TASK STATEMENT: Gather up every line that includes the string "this".

>> Start SOURCE EXCERPT

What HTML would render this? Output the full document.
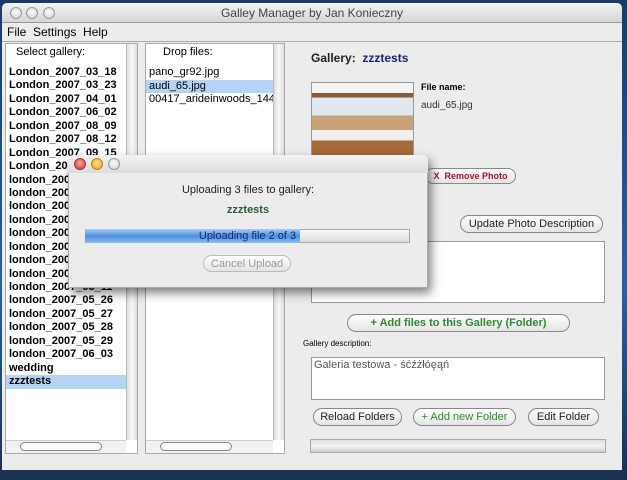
<!DOCTYPE html><html><head><style>
*{margin:0;padding:0;box-sizing:border-box}
body{width:627px;height:480px;overflow:hidden;background:linear-gradient(#1b3a66,#2f5f9c 60%,#1a3050);font-family:"Liberation Sans","DejaVu Sans",sans-serif;position:relative}
.a{position:absolute}
.win{left:2px;top:3px;width:620px;height:467px;background:#ececec;border-radius:5px 5px 0 0}
.tb{left:0;top:0;width:620px;height:20px;background:linear-gradient(#f4f4f4,#d6d6d6);border-radius:5px 5px 0 0;border-bottom:1px solid #999;font-size:12px;color:#444;text-align:center;line-height:20px}
.dot{width:12px;height:12px;border-radius:50%;border:1px solid #999;background:radial-gradient(circle at 50% 40%,#fff,#ccc)}
.menu{left:0;top:20px;width:620px;height:19px;font-size:12px;line-height:19px;padding-left:5px;border-bottom:1px solid #aaa;background:#ececec}
.list{background:#fff;border:1px solid #aaa}
.it{font-size:11px;font-weight:bold;height:13.45px;line-height:13px;padding-left:3px;white-space:nowrap;overflow:hidden}
.vs{background:linear-gradient(90deg,#ddd,#f8f8f8,#ddd);border-left:1px solid #bbb}
.btn{border:1px solid #888;border-radius:10px;background:linear-gradient(#fff,#e4e4e4);font-size:11px;text-align:center;line-height:16px;color:#222}
.ta{background:#fff;border:1px solid #999}
</style></head><body>
<div class="a win">
 <div class="a tb">Galley Manager by Jan Konieczny</div>
 <div class="a dot" style="left:8px;top:4px"></div><div class="a dot" style="left:24px;top:4px"></div><div class="a dot" style="left:41px;top:4px"></div>
 <div class="a menu">File&nbsp; Settings&nbsp; Help</div>
</div>
<div class="a list" style="left:5px;top:43px;width:133px;height:411px"></div>
<div class="a" style="left:16px;top:46px;font-size:11px">Select gallery:</div>
<div class="a" style="left:6px;top:66px;width:120px">
<div class="it">London_2007_03_18</div><div class="it">London_2007_03_23</div><div class="it">London_2007_04_01</div><div class="it">London_2007_06_02</div><div class="it">London_2007_08_09</div><div class="it">London_2007_08_12</div><div class="it">London_2007_09_15</div><div class="it">London_2007_10_01</div><div class="it">london_2007_04_02</div><div class="it">london_2007_04_10</div><div class="it">london_2007_04_20</div><div class="it">london_2007_04_28</div><div class="it">london_2007_05_01</div><div class="it">london_2007_05_03</div><div class="it">london_2007_05_06</div><div class="it">london_2007_05_09</div><div class="it">london_2007_05_11</div><div class="it">london_2007_05_26</div><div class="it">london_2007_05_27</div><div class="it">london_2007_05_28</div><div class="it">london_2007_05_29</div><div class="it">london_2007_06_03</div><div class="it">wedding</div><div class="it" style="background:#b5d3f3">zzztests</div>
</div>
<div class="a vs" style="left:126px;top:44px;width:11px;height:396px"></div>
<div class="a" style="left:6px;top:440px;width:120px;height:13px;background:#f2f2f2;border-top:1px solid #ccc"></div>
<div class="a" style="left:20px;top:442px;width:82px;height:9px;border:1px solid #888;border-radius:5px;background:#fafafa"></div>
<div class="a list" style="left:145px;top:43px;width:140px;height:411px"></div>
<div class="a" style="left:163px;top:46px;font-size:11px">Drop files:</div>
<div class="a" style="left:146px;top:66px;width:127px;font-size:11px">
<div style="height:13.5px;padding-left:3px">pano_gr92.jpg</div><div style="height:13.5px;padding-left:3px;background:#b5d3f3">audi_65.jpg</div><div style="height:13.5px;padding-left:3px;white-space:nowrap;overflow:hidden">00417_arideinwoods_1440</div>
</div>
<div class="a vs" style="left:273px;top:44px;width:11px;height:396px"></div>
<div class="a" style="left:146px;top:440px;width:127px;height:13px;background:#f2f2f2;border-top:1px solid #ccc"></div>
<div class="a" style="left:160px;top:442px;width:72px;height:9px;border:1px solid #888;border-radius:5px;background:#fafafa"></div>
<div class="a" style="left:311px;top:51px;font-size:12px;font-weight:bold;color:#222">Gallery: &nbsp;<span style="color:#1a237e">zzztests</span></div>
<div class="a" style="left:311px;top:82px;width:103px;height:74px;border:1px solid #999;background:linear-gradient(#f4f4f4 0 14%,#8a5a3a 14% 20%,#dfe8ee 20% 45%,#c9a27a 45% 65%,#eee 65% 80%,#a56a3a 80%)"></div>
<div class="a" style="left:421px;top:82px;font-size:9px;font-weight:bold">File name:</div>
<div class="a" style="left:421px;top:100px;font-size:10px;color:#333">audi_65.jpg</div>
<div class="a btn" style="left:425px;top:168px;width:91px;height:16px;color:#b0102a;font-weight:bold;font-size:9px;line-height:14px">X &nbsp;Remove Photo</div>
<div class="a btn" style="left:460px;top:215px;width:143px;height:18px">Update Photo Description</div>
<div class="a ta" style="left:311px;top:241px;width:294px;height:62px"></div>
<div class="a btn" style="left:347px;top:314px;width:223px;height:18px;color:#2e8b2e;font-weight:bold">+ Add files to this Gallery (Folder)</div>
<div class="a" style="left:303px;top:339px;font-size:8px">Gallery description:</div>
<div class="a ta" style="left:311px;top:357px;width:294px;height:43px;font-size:11px;color:#555;padding:1px 2px">Galeria testowa - śćźżłóęąń</div>
<div class="a btn" style="left:313px;top:408px;width:89px;height:18px">Reload Folders</div>
<div class="a btn" style="left:413px;top:408px;width:103px;height:18px;color:#2e8b2e">+ Add new Folder</div>
<div class="a btn" style="left:528px;top:408px;width:71px;height:18px">Edit Folder</div>
<div class="a" style="left:310px;top:439px;width:296px;height:14px;background:linear-gradient(#ddd,#f4f4f4,#ccc);border:1px solid #aaa"></div>
<div class="a" style="left:68px;top:155px;width:360px;height:133px;background:#ececec;border:1px solid #aaa;border-radius:5px 5px 0 0;box-shadow:3px 5px 10px rgba(0,0,0,.5)"></div>
<div class="a" style="left:68px;top:155px;width:360px;height:18px;background:linear-gradient(#f4f4f4,#dcdcdc);border-radius:5px 5px 0 0"></div>
<div class="a dot" style="left:74px;top:158px;background:radial-gradient(circle at 50% 40%,#f8a0a0,#d0343a);border-color:#a33"></div>
<div class="a dot" style="left:91px;top:158px;background:radial-gradient(circle at 50% 40%,#ffe08a,#e0a020);border-color:#b80"></div>
<div class="a dot" style="left:108px;top:158px"></div>
<div class="a" style="left:68px;top:184px;width:360px;text-align:center;font-size:11px;color:#222">Uploading 3 files to gallery:</div>
<div class="a" style="left:68px;top:204px;width:360px;text-align:center;font-size:11px;font-weight:bold;color:#2a5a3a">zzztests</div>
<div class="a" style="left:85px;top:229px;width:325px;height:14px;border:1px solid #aaa;background:linear-gradient(#f8f8f8,#ddd)"></div>
<div class="a" style="left:85px;top:229px;width:215px;height:14px;background:linear-gradient(#a8cdf5,#4b8fe0 50%,#8ec0f0)"></div>
<div class="a" style="left:85px;top:229px;width:325px;text-align:center;font-size:11px;line-height:14px;color:#0d2b6e">Uploading file 2 of 3</div>
<div class="a btn" style="left:203px;top:255px;width:88px;height:17px;color:#999;border-color:#bbb">Cancel Upload</div>
</body></html>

>> End SOURCE EXCERPT

WRITTEN SOLUTION:
What HTML would render this? Output the full document.
<div class="a btn" style="left:347px;top:314px;width:223px;height:18px;color:#2e8b2e;font-weight:bold">+ Add files to this Gallery (Folder)</div>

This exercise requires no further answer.